His epitaph illustrates the spread of high church doctrine since the revolution among the Scottish episcopalians that he is called "sacerdos" (the Latin term for priest). He had fairly earned the praise awarded him of being "literis et pietate insignis".’ Besides his great edition of Forbes he was the author of the Queries and Protestation of the Scots Episcopal Clergy given in to the Committee of the General Assembly at Aberdeen June 1694, 4to, London, 1694; The Case of the Episcopal Clergy, pts. i. and ii. 4to, Edinburgh, 1703; and he is probably the "George Garden of Aberdeen" who contributed to the Philosophical Transactions of 1677 and 1693.

His Bourignianism, says George Grub doubtfully, was probably due to sheer weariness of the controversies wherewith his country had been so long distracted; moreover, his friend Henry Scougall had been in the habit of going to France as well as to Flanders for spiritual improvement. They may be called the Scottish Quietists.

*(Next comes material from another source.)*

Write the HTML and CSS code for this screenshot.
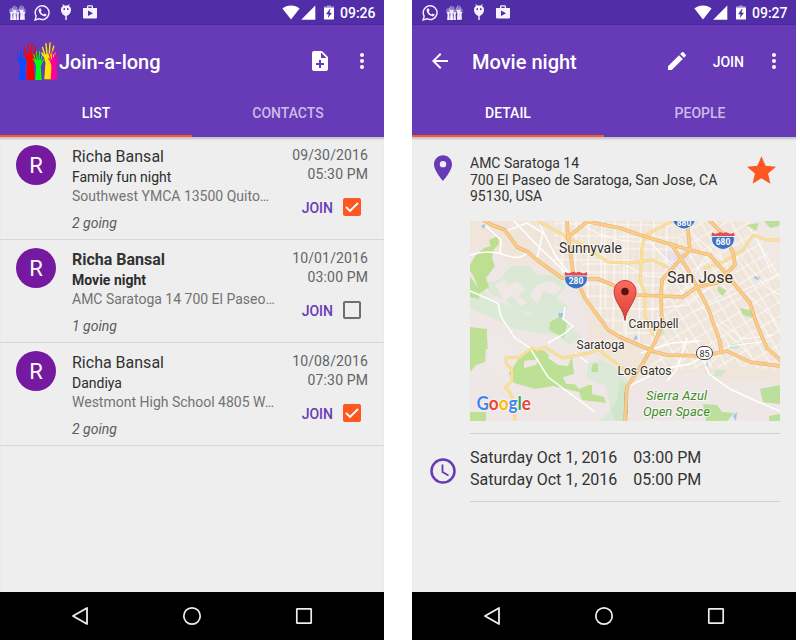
FILE: index.html
```html
<!DOCTYPE html>
<html lang="en">
<head>
<meta charset="utf-8">
<title>Join-a-long</title>
<link rel="stylesheet" href="styles.css">
</head>
<body>
<svg class="defs" aria-hidden="true">
  <symbol id="hand" viewBox="0 0 12 30">
    <path d="M2.600 30L3.600 16.500C2.600 14.500 2.500 12.500 2.900 10L8.900 10C9.400 12.500 9.300 14.500 8.300 16.500L9.200 30Z"/>
    <path d="M3.600 12L1.200 4.500M4.900 11L4 1.500M6.500 11L7.200 1M8 11.500L10.200 3.500M8 14.500L11.500 9M3.400 13L.7 9" fill="none" stroke="currentColor" stroke-width="1.150" stroke-linecap="round"/>
  </symbol>
  <symbol id="hands" viewBox="0 0 42 39">
    <use class="h1" href="#hand" x="-1" y="8" width="13" height="31"/>
    <use class="h2" href="#hand" x="6" y="1" width="15" height="38"/>
    <use class="h3" href="#hand" x="15" y="9" width="13" height="30"/>
    <use class="h4" href="#hand" x="24" y="0" width="15" height="39"/>
    <use class="h5" href="#hand" x="31" y="8" width="12" height="31"/>
  </symbol>
  <symbol id="phone" viewBox="0 0 18 18">
    <path d="M1.2 16.8L2.3 12.8A7.3 7.3 0 1 1 5.2 15.6Z" fill="none" stroke="currentColor" stroke-width="1.5"/>
    <path d="M6.3 4.6C5 5 4.6 6.4 5 7.8C5.8 10.400 7.900 12.500 10.800 13.100C12.200 13.300 13.300 12.500 13.400 11.200L11.200 10L10.100 11.200C8.700 10.600 7.700 9.500 7.100 8.300L8 7.200L7.200 4.800Z"/>
  </symbol>
  <symbol id="droid" viewBox="0 0 12 17">
    <path d="M1 5.500C1 3.800 2 2.600 3.200 2L2.200 .5L3 .2L4.200 1.600Q6 1.200 7.800 1.600L9 .2L9.800 .5L8.800 2C10 2.600 11 3.800 11 5.500C11.200 8.500 9 11.500 6 12.200C3 11.500 .8 8.500 1 5.500ZM3.500 4.300V6H5V4.300ZM7 4.300V6H8.500V4.300Z" fill-rule="evenodd"/>
    <path d="M5.300 12H6.700V16H5.300Z"/>
  </symbol>
  <symbol id="bag" viewBox="0 0 14 14">
    <path d="M0 3H4V1.500Q4 .2 5.300 .2H8.700Q10 .2 10 1.500V3H14V12.500Q14 13.600 12.900 13.600H1.100Q0 13.600 0 12.500ZM5.300 3H8.700V1.500H5.300ZM5 5.500V11L10 8.200Z" fill-rule="evenodd"/>
  </symbol>
  <symbol id="wifi" viewBox="0 0 18 15"><path d="M9 14.500L.4 3.600Q4 .5 9 .5T17.600 3.600Z"/></symbol>
  <symbol id="cell" viewBox="0 0 15 15"><path d="M14.300 .5V14.700H.2Z"/></symbol>
  <symbol id="battery" viewBox="0 0 10 15"><path d="M0 2.500H10V13.700Q10 14.600 9.100 14.600H.9Q0 14.600 0 13.700ZM5.800 4L2 9.200H4.500L4 13L8 7.800H5.500L6.500 4Z" fill-rule="evenodd"/><path d="M3 .5H7V1.500H10V2.500H0V1.500H3Z" opacity=".5"/></symbol>
  <symbol id="more" viewBox="0 0 4 16"><circle cx="2" cy="2" r="2"/><circle cx="2" cy="8" r="2"/><circle cx="2" cy="14" r="2"/></symbol>
  <symbol id="i-back" viewBox="0 0 24 24"><path d="M19 4L5 12L19 20Z" fill="none" stroke="currentColor" stroke-width="1.800" stroke-linejoin="round"/></symbol>
  <symbol id="i-home" viewBox="0 0 24 24"><circle cx="12" cy="12" r="8.200" fill="none" stroke="currentColor" stroke-width="1.700"/></symbol>
  <symbol id="i-recent" viewBox="0 0 24 24"><rect x="4.800" y="4.800" width="14.400" height="14.400" rx=".5" fill="none" stroke="currentColor" stroke-width="1.700"/></symbol>
</svg>

<main class="stage">
  <section class="phone">
    <div class="status">
      <svg class="s-hands"><use href="#hands"/></svg>
      <svg class="s-phone"><use href="#phone"/></svg>
      <svg class="s-droid"><use href="#droid"/></svg>
      <svg class="s-bag"><use href="#bag"/></svg>
      <span class="grow"></span>
      <svg class="s-wifi"><use href="#wifi"/></svg>
      <svg class="s-cell"><use href="#cell"/></svg>
      <svg class="s-batt"><use href="#battery"/></svg>
      <span class="clock">09:26</span>
    </div>
    <header class="toolbar">
      <svg class="logo"><use href="#hands"/></svg>
      <h1 class="brand">Join-a-long</h1>
      <span class="grow"></span>
      <svg class="add" viewBox="4 2 16 20"><path d="M14 2H6C4.900 2 4 2.900 4 4V20C4 21.100 4.900 22 6 22H18C19.100 22 20 21.100 20 20V8ZM16 16H13V19H11V16H8V14H11V11H13V14H16ZM13 9V3.500L18.500 9Z" fill-rule="evenodd"/></svg>
      <svg class="more"><use href="#more"/></svg>
    </header>
    <nav class="tabs"><a class="tab active">LIST</a><a class="tab">CONTACTS</a></nav>
    <div class="content">
      <article class="event">
        <div class="avatar">R</div>
        <div class="info"><div class="name">Richa Bansal</div><div class="what">Family fun night</div><div class="where">Southwest YMCA 13500 Quito…</div><div class="going">2 going</div></div>
        <div class="side"><div class="when">09/30/2016</div><div class="when">05:30 PM</div><div class="join"><span>JOIN</span><i class="box checked"><svg viewBox="0 0 18 18"><path d="M3 9L7 13L15 5"/></svg></i></div></div>
      </article>
      <article class="event unread">
        <div class="avatar">R</div>
        <div class="info"><div class="name">Richa Bansal</div><div class="what">Movie night</div><div class="where">AMC Saratoga 14 700 El Paseo…</div><div class="going">1 going</div></div>
        <div class="side"><div class="when">10/01/2016</div><div class="when">03:00 PM</div><div class="join"><span>JOIN</span><i class="box"></i></div></div>
      </article>
      <article class="event">
        <div class="avatar">R</div>
        <div class="info"><div class="name">Richa Bansal</div><div class="what">Dandiya</div><div class="where">Westmont High School 4805 W…</div><div class="going">2 going</div></div>
        <div class="side"><div class="when">10/08/2016</div><div class="when">07:30 PM</div><div class="join"><span>JOIN</span><i class="box checked"><svg viewBox="0 0 18 18"><path d="M3 9L7 13L15 5"/></svg></i></div></div>
      </article>
    </div>
    <footer class="navbar"><svg><use href="#i-back"/></svg><svg><use href="#i-home"/></svg><svg><use href="#i-recent"/></svg></footer>
  </section>

  <section class="phone">
    <div class="status">
      <svg class="s-phone first"><use href="#phone"/></svg>
      <svg class="s-hands second"><use href="#hands"/></svg>
      <svg class="s-droid"><use href="#droid"/></svg>
      <svg class="s-bag"><use href="#bag"/></svg>
      <span class="grow"></span>
      <svg class="s-wifi"><use href="#wifi"/></svg>
      <svg class="s-cell"><use href="#cell"/></svg>
      <svg class="s-batt"><use href="#battery"/></svg>
      <span class="clock">09:27</span>
    </div>
    <header class="toolbar">
      <svg class="arrow" viewBox="4 4 16 16"><path d="M20 11H7.830L13.420 5.410L12 4L4 12L12 20L13.410 18.590L7.830 13H20Z"/></svg>
      <h1 class="heading">Movie night</h1>
      <span class="grow"></span>
      <svg class="pencil" viewBox="3 3 18 18"><path d="M3 17.250V21H6.750L17.810 9.940L14.060 6.190ZM20.710 7.040C21.100 6.650 21.100 6.020 20.710 5.630L18.370 3.290C17.980 2.900 17.350 2.900 16.960 3.290L15.130 5.120L18.880 8.870Z"/></svg>
      <span class="action">JOIN</span>
      <svg class="more"><use href="#more"/></svg>
    </header>
    <nav class="tabs"><a class="tab active">DETAIL</a><a class="tab">PEOPLE</a></nav>
    <div class="content detail">
      <div class="place">
        <svg class="pin" viewBox="5 2 14 20"><path d="M12 2C8.130 2 5 5.130 5 9C5 14.250 12 22 12 22S19 14.250 19 9C19 5.130 15.870 2 12 2ZM12 11.500A2.500 2.500 0 1 1 12 6.500A2.500 2.500 0 0 1 12 11.500Z"/></svg>
        <address>AMC Saratoga 14<br>700 El Paseo de Saratoga, San Jose, CA<br>95130, USA</address>
        <svg class="star" viewBox="2 2 20 19"><path d="M12 17.270L18.180 21L16.540 13.970L22 9.240L14.810 8.630L12 2L9.190 8.630L2 9.240L7.460 13.970L5.820 21Z"/></svg>
      </div>
      <svg class="map" viewBox="0 0 310 200">
        <defs>
          <pattern id="g1" width="13" height="12" patternUnits="userSpaceOnUse" patternTransform="rotate(1)"><path d="M0 1H13M2 0V12" stroke="#fff" stroke-opacity=".8" stroke-width="1.200"/><path d="M8 0V12" stroke="#fff" stroke-opacity=".4" stroke-width=".6"/></pattern>
          <pattern id="g2" width="13" height="12" patternUnits="userSpaceOnUse" patternTransform="rotate(-31)"><path d="M0 1H13M2 0V12" stroke="#fff" stroke-opacity=".75" stroke-width="1.100"/><path d="M8 0V12" stroke="#fff" stroke-opacity=".4" stroke-width=".6"/></pattern>
          <linearGradient id="pg" x1="0" y1="0" x2="0" y2="1"><stop offset="0" stop-color="#fb6c5d"/><stop offset="1" stop-color="#dd4036"/></linearGradient>
        </defs>
        <rect width="310" height="200" fill="#efe5da"/>
        <path d="M0 30L14 24L35 40L60 44L92 58L104 65L113 83L118 108L115 118L125 134L152 147L161 163L190 153L230 150L255 162L285 158L310 165V200H0Z" fill="#efe7e6"/>
        <path d="M282 0H310V60L292 42L272 12Z" fill="#efe8e3"/>
        <path d="M193 30L207 28L220 38L211 48L198 46Z" fill="#e5e0e6"/>
        <path d="M84 0H202L218 40L196 56L193 104L184 130L150 115L120 82L104 62L84 45Z" fill="url(#g1)"/>
        <path d="M202 0H280L310 50V150L270 145L230 148L180 150L192 58L219 38Z" fill="url(#g2)"/>
        <path d="M41 45H60L68 54H92L96 66L86 78L98 85L92 98L104 108L92 118L76 106L65 101L60 91L45 89L36 79L20 73L14 62L29 59Z" fill="#dbe8d5"/>
        <path d="M0 57L12 66L22 78L34 83L51 90L68 99L90 95L104 110L112 116L100 124L85 114L65 112L45 108L20 96L0 88ZM118 142L132 139L145 145L158 160V200H129L141 189L136 165L116 158Z" fill="#dde9d7"/>
        <path d="M5 35L14 27L25 24L22 37L25 45L16 57L19 66L10 72L4 56L0 50V44ZM19 19L28 15L29 23L22 30Z" fill="#bddf91"/>
        <path d="M0 106L17 108V117L31 119L25 128H16L15 141L6 144L0 151ZM0 191H16V200H0Z" fill="#bee095"/>
        <path d="M62 127L75 130L83 140L102 137L104 153L93 156L96 163L122 164V173L134 176L136 182L112 179L109 171L83 165L65 168L44 162L39 152L48 139Z" fill="#bce094"/>
        <path d="M123 142L128 143V151H121ZM80 101L91 95L97 103L94 117L79 109ZM0 55L10 70L9 78L0 76ZM233 183L247 184L252 191L264 192L257 200H236ZM290 168L310 164V183L293 181ZM299 195L310 193V200H299ZM249 65L257 70L252 75L247 69ZM270 87L284 90L282 97L273 94ZM276 4L289 2L286 10ZM294 0H310L309 5L300 7Z" fill="#bddf9c"/>
        <path d="M150 159L158 164V200H145L141 188L147 180ZM186 110L193 108L195 113L187 117ZM245 149L256 149L252 156L244 155ZM260 123L269 122V127L260 128Z" fill="#d0e6ca"/>
        <path d="M25 64L34 58L38 65L46 60L55 68L48 75L57 81L51 86L42 75L34 79ZM67 63L82 60L92 67L84 74L73 70L68 83L60 75ZM17 116L27 106L36 113L44 135L35 154L25 157L19 145ZM78 137L83 130L92 137L101 137L98 145L88 144ZM54 140L69 138L66 144L54 147ZM101 158L110 160L119 158L119 164L109 168L104 162Z" fill="#f0e7e7"/>
        <g fill="#98c5ee"><path d="M11 5L15 3L14 8ZM88 92H94L93 96H89ZM154 171L158 175V194L154 190ZM163 119L166 114L168 118ZM234 144L238 142L237 147ZM284 55L290 56L289 59L285 58ZM263 195L267 191L266 200Z"/></g>
        <g fill="none" stroke="#fff" stroke-width="1.500">
          <path d="M0 70L28 82L31 96L45 117L60 127L78 156L98 171L125 191M44 0L65 22L95 51M0 34Q18 28 35 34T57 31M16 5L31 19L30 33M36 10L57 2L73 12L67 37M70 4L85 34L101 55M78 122L94 113L103 105L93 98L95 86M118 142L105 132M171 132L202 122L230 120M157 166L194 148L220 143L235 135M197 160L207 148L217 117M231 133L239 153L260 168L286 180L310 190"/>
          <path d="M238 145L258 125L300 120M249 99L273 118L304 114M276 72L301 95L310 113M285 13L302 53M225 90L276 68L310 53M107 1L129 13L149 19L181 22L211 52M112 43H154L176 55L216 57M135 7V86M154 5V110M176 15L205 51L239 95L282 136M224 14L252 39M244 24L205 82M261 47L218 84L168 89M271 36L296 66L310 74" stroke-width="1" stroke-opacity=".85"/>
        </g>
        <g fill="none" stroke-linecap="round" stroke-linejoin="round">
          <path d="M68 0L112 24L138 41L158 42L183 39L197 46M202 0L176 14L172 24L170 61L175 71V95L183 114M310 19H297L283 14L273 29L253 41L235 47M45 200L43 180L40 171L35 167L42 160L42 149L36 142V137L50 136L62 127L67 129L75 126L92 137L120 132L128 128L152 147L162 153" stroke="#ecd08c" stroke-width="2.800"/>
          <path d="M68 0L112 24L138 41L158 42L183 39L197 46M202 0L176 14L172 24L170 61L175 71V95L183 114M310 19H297L283 14L273 29L253 41L235 47M45 200L43 180L40 171L35 167L42 160L42 149L36 142V137L50 136L62 127L67 129L75 126L92 137L120 132L128 128L152 147L162 153" stroke="#fbe297" stroke-width="1.900"/>
          <path d="M15 0L22 4L35 9L47 26L58 31L67 39L92 57L128 58L143 64L158 73L167 74L213 76L227 66L247 62L257 52L265 44L263 31L251 11L240 0M120 1L150 7L170 14L203 24L220 29L240 34L257 54L280 82L287 104L297 127L310 139M97 0L98 14L103 51L115 77L138 109L150 116L185 131L197 134L233 135L257 130L280 141L310 145M97 17L118 0M217 0L220 29L207 42L192 59L191 74L192 104L185 121L173 142L157 166L155 200M202 24L217 47L227 66L238 87L250 121L251 129" stroke="#e9b06c" stroke-width="3.600"/>
          <path d="M15 0L22 4L35 9L47 26L58 31L67 39L92 57L128 58L143 64L158 73L167 74L213 76L227 66L247 62L257 52L265 44L263 31L251 11L240 0M120 1L150 7L170 14L203 24L220 29L240 34L257 54L280 82L287 104L297 127L310 139M97 0L98 14L103 51L115 77L138 109L150 116L185 131L197 134L233 135L257 130L280 141L310 145M97 17L118 0M217 0L220 29L207 42L192 59L191 74L192 104L185 121L173 142L157 166L155 200M202 24L217 47L227 66L238 87L250 121L251 129" stroke="#fccd88" stroke-width="2.400"/>
        </g>
        <g class="shield">
          <g id="sh"><path d="M95 55H117C119 62 113 67 106 68C99 67 93 62 95 55Z" fill="#3b72c4" stroke="#fff" stroke-width=".7"/><path d="M95 51Q98 53 101 51.500Q104 50 106 52Q108 50 111 51.500Q114 53 117 51L117.500 54.500H94.500Z" fill="#df4d55"/></g>
          <use href="#sh" x="147" y="-39.500"/><use href="#sh" x="108" y="-60"/>
          <text x="106" y="63.300">280</text><text x="253" y="23.800">680</text><text x="214" y="4.500">880</text>
        </g>
        <rect x="226.500" y="125.500" width="16" height="13" rx="6.500" fill="#fff" stroke="#444"/>
        <text class="route" x="234.500" y="135.500">85</text>
        <g class="town">
          <text x="89" y="32" font-size="14" textLength="63" lengthAdjust="spacingAndGlyphs">Sunnyvale</text>
          <text x="197" y="61.500" font-size="16" textLength="66" lengthAdjust="spacingAndGlyphs">San Jose</text>
          <text x="158.500" y="107" font-size="12" textLength="50">Campbell</text>
          <text x="106.500" y="128" font-size="12" textLength="48">Saratoga</text>
          <text x="147.500" y="153.500" font-size="12" textLength="54">Los Gatos</text>
        </g>
        <g class="park"><text x="176" y="179" textLength="61">Sierra Azul</text><text x="173" y="195" textLength="67">Open Space</text></g>
        <path d="M155 99.500C154 88 144 81 144 70.500C144 64 149 59.500 155 59.500S166 64 166 70.500C166 81 156 88 155 99.500Z" fill="url(#pg)" stroke="#a62d26" stroke-width=".8"/>
        <circle cx="155" cy="70.500" r="3.800" fill="#5c1211"/>
        <text class="google" x="6.500" y="188.500" textLength="54.500" lengthAdjust="spacingAndGlyphs"><tspan fill="#4285f4">G</tspan><tspan fill="#ea4335">o</tspan><tspan fill="#fbbc05">o</tspan><tspan fill="#4285f4">g</tspan><tspan fill="#34a853">l</tspan><tspan fill="#ea4335">e</tspan></text>
      </svg>
      <div class="times">
        <svg class="clockface" viewBox="0 0 26 26"><circle cx="13" cy="13" r="11.500" stroke-width="2.500"/><path d="M12.500 6.500V14L18.500 17.500" stroke-width="1.800"/></svg>
        <div class="slot"><span>Saturday Oct 1, 2016</span><span>03:00 PM</span><span>Saturday Oct 1, 2016</span><span>05:00 PM</span></div>
      </div>
    </div>
    <footer class="navbar"><svg><use href="#i-back"/></svg><svg><use href="#i-home"/></svg><svg><use href="#i-recent"/></svg></footer>
  </section>
</main>
</body>
</html>
```
FILE: styles.css
```css
* { box-sizing: border-box; }
body { margin: 0; background: #fff; font-family: Roboto, "Liberation Sans", sans-serif; overflow: hidden; }
svg { display: block; flex: none; fill: currentColor; }
.defs { position: absolute; width: 0; height: 0; }
.stage { display: flex; gap: 28px; width: 800px; height: 640px; }
.phone { width: 384px; height: 640px; display: flex; flex-direction: column; background: #eee; flex: none; }
.grow { flex: 1; }

.status { height: 25px; display: flex; align-items: center; background: #512da8; color: #fff; padding: 0 8px 0 9px; border-bottom: 1px solid #4a2a98; }
.s-hands { width: 17px; height: 15px; margin-right: 8px; }
.s-phone { width: 17px; height: 17px; margin-right: 9px; }
.s-phone.first { margin-left: 1px; margin-right: 7px; }
.s-hands.second { margin-right: 10px; }
.s-phone, .s-hands, .s-droid, .s-bag { color: #f6f2ff; }
.s-droid { width: 12px; height: 17px; margin: 1px 11px 0 0; }
.s-bag { width: 14px; height: 14px; margin-right: 4px; }
.s-wifi { width: 18px; height: 15px; margin-right: 1px; }
.s-cell { width: 15px; height: 15px; margin-right: 8px; }
.s-batt { width: 10px; height: 15px; margin-right: 6px; }
.clock { font-size: 14px; font-weight: 500; line-height: 24px; padding-top: 2px; width: 36px; white-space: nowrap; }

.toolbar { height: 64px; padding: 9px 20px 0 17px; display: flex; align-items: center; background: #673ab7; color: #fff; }
.logo { width: 42px; height: 39px; margin-top: -2px; }
.logo { --a: #0a4cff; --b: #f00; --c: #0f1; --d: #ffe600; --e: #ff009c; }
.h1 { color: var(--a, inherit); }
.h2 { color: var(--b, inherit); }
.h3 { color: var(--c, inherit); }
.h4 { color: var(--d, inherit); }
.h5 { color: var(--e, inherit); }
h1 { margin: 0; font-size: 20px; font-weight: 500; line-height: 24px; }
.brand { letter-spacing: -.05px; }
.add { width: 16px; height: 20px; margin: -1px 32px 0 0; }
.more { width: 4px; height: 16px; margin-top: -1px; }
.arrow { width: 16px; height: 16px; margin: -1px 24px 0 3px; }
.pencil { width: 18px; height: 18px; margin: -1px 27px 0 0; }
.action { font-size: 14px; font-weight: 500; margin: 0 28px 0 0; }

.tabs { height: 48px; display: flex; background: #673ab7; color: #fff; }
.tab { flex: 1; text-align: center; font-size: 14px; font-weight: 500; line-height: 49px; color: #ccbce6; border-bottom: 2px solid transparent; }
.tab.active { color: #fff; border-color: #ff5722; }

.content { flex: 1; box-shadow: inset 0 3px 2px -1px #bfc4c4; }
.event { height: 103px; padding: 9px 16px 0; display: flex; border-bottom: 1px solid #d8d8d8; }
.avatar { width: 40px; height: 40px; margin: -1px 16px 0 0; border-radius: 50%; background: #7419a0; color: #fff; font-size: 22px; line-height: 41px; text-align: center; }
.info { flex: 1; white-space: nowrap; font-size: 14px; color: #737373; }
.name { font-size: 16px; line-height: 20px; color: #333; padding-top: 1px; }
.what { line-height: 19px; color: #2c2c2c; padding-top: 1px; }
.where { line-height: 20px; margin-top: -1px; }
.going { line-height: 19px; margin-top: 8px; font-style: italic; color: #5c5c5c; }
.unread .name, .unread .what { font-weight: 700; }
.side { width: 80px; text-align: right; font-size: 14px; line-height: 19px; color: #656565; }
.when { letter-spacing: .15px; margin-right: -.15px; }
.join { display: flex; justify-content: flex-end; align-items: center; margin: 14px 7px 0 0; height: 18px; color: #673ab7; font-weight: 500; }
.join span { margin-right: 10px; padding-top: 2px; }
.box { width: 18px; height: 18px; border: 2px solid #6e6e6e; border-radius: 2px; }
.box.checked { border: 0; background: #ff5722; }
.box svg { width: 18px; height: 18px; fill: none; stroke: #fff; stroke-width: 1.9; }

.detail { padding: 17px 16px 0 22px; color: #333; }
.place { display: flex; height: 67px; }
.pin { width: 18px; height: 26px; margin: 1px 18px 0 0; color: #673ab7; }
address { flex: 1; font-style: normal; font-size: 14px; line-height: 16.5px; white-space: nowrap; padding-top: 1px; }
.star { width: 29px; height: 28px; margin: 2px 4px 0 0; color: #ff5722; }
.map { width: 310px; height: 200px; margin-left: 36px; overflow: hidden; }
.shield text { font-size: 8.5px; font-weight: 700; fill: #fff; text-anchor: middle; }
.route { font-size: 9px; fill: #333; text-anchor: middle; }
.town text { fill: #332f2b; stroke: #fff; stroke-opacity: .65; stroke-width: 2px; paint-order: stroke; }
.park { font-size: 13px; font-style: italic; fill: #3f8c28; stroke: #fff; stroke-opacity: .65; stroke-width: 2px; paint-order: stroke; }
.google { font-family: Lato, Roboto, sans-serif; font-size: 18px; font-weight: 700; stroke: #fff; stroke-opacity: .8; stroke-width: 1.5px; paint-order: stroke; }
.times { display: flex; margin: 12px 0 0 -4px; height: 69px; }
.clockface { width: 26px; height: 26px; margin: 25px 14px 0 0; fill: none; stroke: #673ab7; }
.slot { flex: 1; display: grid; grid-template-columns: auto 1fr; column-gap: 16px; align-content: start; padding-top: 13px; font-size: 16px; line-height: 21.500px; border-top: 1px solid #d0d0d0; border-bottom: 1px solid #d0d0d0; white-space: nowrap; }

.navbar { height: 48px; padding: 0 68px; display: flex; justify-content: space-between; align-items: center; background: #000; color: #eee; }
.navbar svg { width: 24px; height: 24px; }
```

Garden's sermon preached at Scougall's funeral was printed first in 1726.

==Brother James==
His elder brother, James (1647–1726), minister successively of Carnbee (1678–81), New Machar in Aberdeenshire, Maryculter in Kincardineshire, and of Balmerino in Fife, became professor of divinity at King's College, Aberdeen, and was deprived in 1696 for refusing to sign the Westminster Confession of Faith. 'He seems to have shared his brother's love of mystical theology, without falling into errors of doctrine' (Grub); he shared also his brother's fortunes, and lies beside him in the churchyard of Old Machar. He is the author of a little treatise entitled Comparative Theology, or the True and Solid Grounds of a Pure and Peaceable Theology.